Re: [PATCH] sched: wake up task on prev_cpu if not in SD_WAKE_AFFINE domain with cpu
From: Rik van Riel
Date: Tue May 13 2014 - 10:09:07 EST
On 05/09/2014 11:54 PM, Mike Galbraith wrote:
> On Fri, 2014-05-09 at 14:16 -0400, Rik van Riel wrote:
>
>> That leaves the big question: do we want to fall back to
>> prev_cpu if it is not idle, and it has an idle sibling,
>> or would it be better to find an idle sibling of prev_cpu
>> when we wake up a task?
>
> Yes. If there was A correct answer, this stuff would be a lot easier.
OK, after doing some other NUMA stuff, and then looking at the scheduler
again with a fresh mind, I have drawn some more conclusions about what
the scheduler does, and how it breaks NUMA locality :)
1) If the node_distance between nodes on a NUMA system is
<= RECLAIM_DISTANCE, we will call select_idle_sibling for
a wakeup of a previously existing task (SD_BALANCE_WAKE)

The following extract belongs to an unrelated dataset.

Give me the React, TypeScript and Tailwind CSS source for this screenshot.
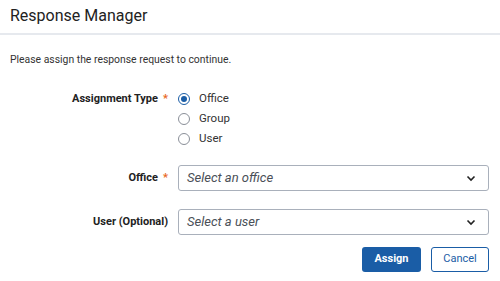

2) If the node distance exceeds RECLAIM_DISTANCE, we will
wake up a task on prev_cpu, even if it is not currently
idle
This behaviour only happens on certain large NUMA systems,
and is different from the behaviour on small systems.
I suspect we will want to call select_idle_sibling with
prev_cpu in case target and prev_cpu are not in the same
SD_WAKE_AFFINE domain.
3) If wake_wide is false, we call select_idle_sibling with
the CPU number of the code that is waking up the task
4) If wake_wide is true, we call select_idle_sibling with
the CPU number the task was previously running on (prev_cpu)
In effect, the "wake task on waking task's CPU" behaviour
is the default, regardless of how frequently a task wakes up
its wakee, and regardless of impact on NUMA locality.
This may need to be changed.
5) select_idle_sibling will place the task on (3) or (4) only
if the CPU is actually idle. If task A communicates with task
B through a pipe or a socket, and does a sync wakeup, task
B will never be placed on task A's CPU (not idle yet), and it
will only be placed on its own previous CPU if it is currently
idle.
6) If neither CPU is idle, select_idle_sibling will walk all the
CPUs in the SD_SHARE_PKG_RESOURCES SD of the target. This looks
correct to me, though it could result in more work by the load
balancing code later on, since it does not take load into account
at all. It is unclear if this needs any changes.
Am I overlooking anything?
What benchmarks should I run to test any changes I make?
Are there particular system types people want me to run tests with?